:: Information provided ::
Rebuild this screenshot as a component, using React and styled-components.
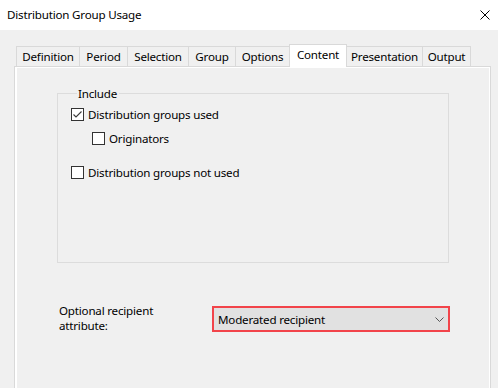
import React from "react";
import styled, { createGlobalStyle } from "styled-components";

const Global = createGlobalStyle`
  html, body { margin: 0; padding: 0; }
  body {
    background: #f0f0f0;
    font-family: "Noto Sans", "Open Sans", sans-serif;
    font-size: 11.6px;
    letter-spacing: -0.2px;
    color: #000;
    width: 498px;
    height: 388px;
    overflow: hidden;
  }
`;

const Window = styled.div`
  width: 498px;
  height: 388px;
  display: flex;
  flex-direction: column;
  background: #f0f0f0;
`;

const TitleBar = styled.div`
  height: 30px;
  flex: none;
  background: #fff;
  display: flex;
  align-items: center;
  justify-content: space-between;
  padding: 0 8px 0 7px;
  box-sizing: border-box;
`;

const Title = styled.span`
  line-height: 16px;
`;

const Close = styled.svg`
  width: 10px;
  height: 10px;
`;

const Body = styled.div`
  flex: 1;
  padding: 14px 7px 0 14px;
  display: flex;
  flex-direction: column;
  min-height: 0;
`;

const TabStrip = styled.div`
  display: flex;
  align-items: flex-end;
  height: 23px;
  padding-left: 2px;
  position: relative;
  z-index: 1;
  margin-bottom: -1px;
`;

const Tab = styled.div`
  box-sizing: border-box;
  width: ${(p) => p.$w}px;
  height: ${(p) => (p.$active ? 23 : 21)}px;
  border: 1px solid #d9d9d9;
  border-bottom: ${(p) => (p.$active ? "none" : "1px solid #d9d9d9")};
  margin-left: ${(p) => (p.$first ? 0 : -1)}px;
  background: ${(p) => (p.$active ? "#fff" : "#f0f0f0")};
  display: flex;
  align-items: ${(p) => (p.$active ? "flex-start" : "center")};
  padding-top: ${(p) => (p.$active ? 2 : 0)}px;
  justify-content: center;
  white-space: nowrap;
  line-height: 16px;
`;

const Panel = styled.div`
  flex: 1;
  border: 1px solid #d9d9d9;
  border-bottom: none;
  background: #fff;
  padding: 1px 1px 0 2px;
  display: flex;
  min-height: 0;
`;

const Page = styled.div`
  flex: 1;
  background: #f0f0f0;
  padding: 18px 0 0 40px;
  display: flex;
  flex-direction: column;
`;

const Group = styled.fieldset`
  margin: 0;
  width: 392px;
  height: 177px;
  box-sizing: border-box;
  border: 1px solid #dcdcdc;
  padding: 4px 0 0 13px;
  display: flex;
  flex-direction: column;
  align-items: flex-start;
`;

const Legend = styled.legend`
  padding: 0 2px 0 1px;
  margin-left: 6px;
  line-height: 15px;
`;

const CheckRow = styled.label`
  display: flex;
  align-items: center;
  gap: 4px;
  height: 15px;
  margin-left: ${(p) => p.$indent || 0}px;
  margin-top: ${(p) => p.$mt || 0}px;
`;

const Box = styled.span`
  width: 13px;
  height: 13px;
  box-sizing: border-box;
  border: 1px solid #333;
  background: #fff;
  display: flex;
  align-items: center;
  justify-content: center;
  flex: none;
`;

const AttrRow = styled.div`
  display: flex;
  align-items: flex-start;
  margin-top: 40px;
  padding-left: 2px;
`;

const AttrLabel = styled.div`
  width: 153px;
  line-height: 15px;
`;

const Select = styled.div`
  box-sizing: border-box;
  width: 238px;
  height: 26px;
  margin-top: 3px;
  border: 2px solid #f2444a;
  background: #e1e1e1;
  display: flex;
  align-items: center;
  justify-content: space-between;
  padding: 0 4px 0 4px;
`;

function Check({ checked }) {
  return (
    <Box>
      {checked && (
        <svg width="11" height="11" viewBox="0 0 11 11">
          <polyline points="1.5,5.5 4,8 9.5,2.5" fill="none" stroke="#3a3a3a" strokeWidth="1.1" />
        </svg>
      )}
    </Box>
  );
}

const tabs = [
  ["Definition", 64],
  ["Period", 49],
  ["Selection", 62],
  ["Group", 48],
  ["Options", 55],
  ["Content", 58],
  ["Presentation", 77],
  ["Output", 49],
];

export default function App() {
  return (
    <Window>
      <Global />
      <TitleBar>
        <Title>Distribution Group Usage</Title>
        <Close viewBox="0 0 10 10">
          <path d="M0.5 0.5 L9.5 9.5 M9.5 0.5 L0.5 9.5" stroke="#000" strokeWidth="1" />
        </Close>
      </TitleBar>
      <Body>
        <TabStrip>
          {tabs.map(([t, w], i) => (
            <Tab key={t} $w={w} $first={i === 0} $active={t === "Content"}>
              {t}
            </Tab>
          ))}
        </TabStrip>
        <Panel>
          <Page>
            <Group>
              <Legend>Include</Legend>
              <CheckRow $mt={2}>
                <Check checked />
                Distribution groups used
              </CheckRow>
              <CheckRow $indent={21} $mt={9}>
                <Check />
                Originators
              </CheckRow>
              <CheckRow $mt={19}>
                <Check />
                Distribution groups not used
              </CheckRow>
            </Group>
            <AttrRow>
              <AttrLabel>
                Optional recipient
                <br />
                attribute:
              </AttrLabel>
              <Select>
                <span>Moderated recipient</span>
                <svg width="9" height="5" viewBox="0 0 9 5">
                  <polyline points="0.5,0.5 4.5,4.5 8.5,0.5" fill="none" stroke="#555" strokeWidth="1" />
                </svg>
              </Select>
            </AttrRow>
          </Page>
        </Panel>
      </Body>
    </Window>
  );
}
:::
■ **Stated task**
Where a line holds "components", copy that line.

■ **Written answer**
Rebuild this screenshot as a component, using React and styled-components.
import styled, { createGlobalStyle } from "styled-components";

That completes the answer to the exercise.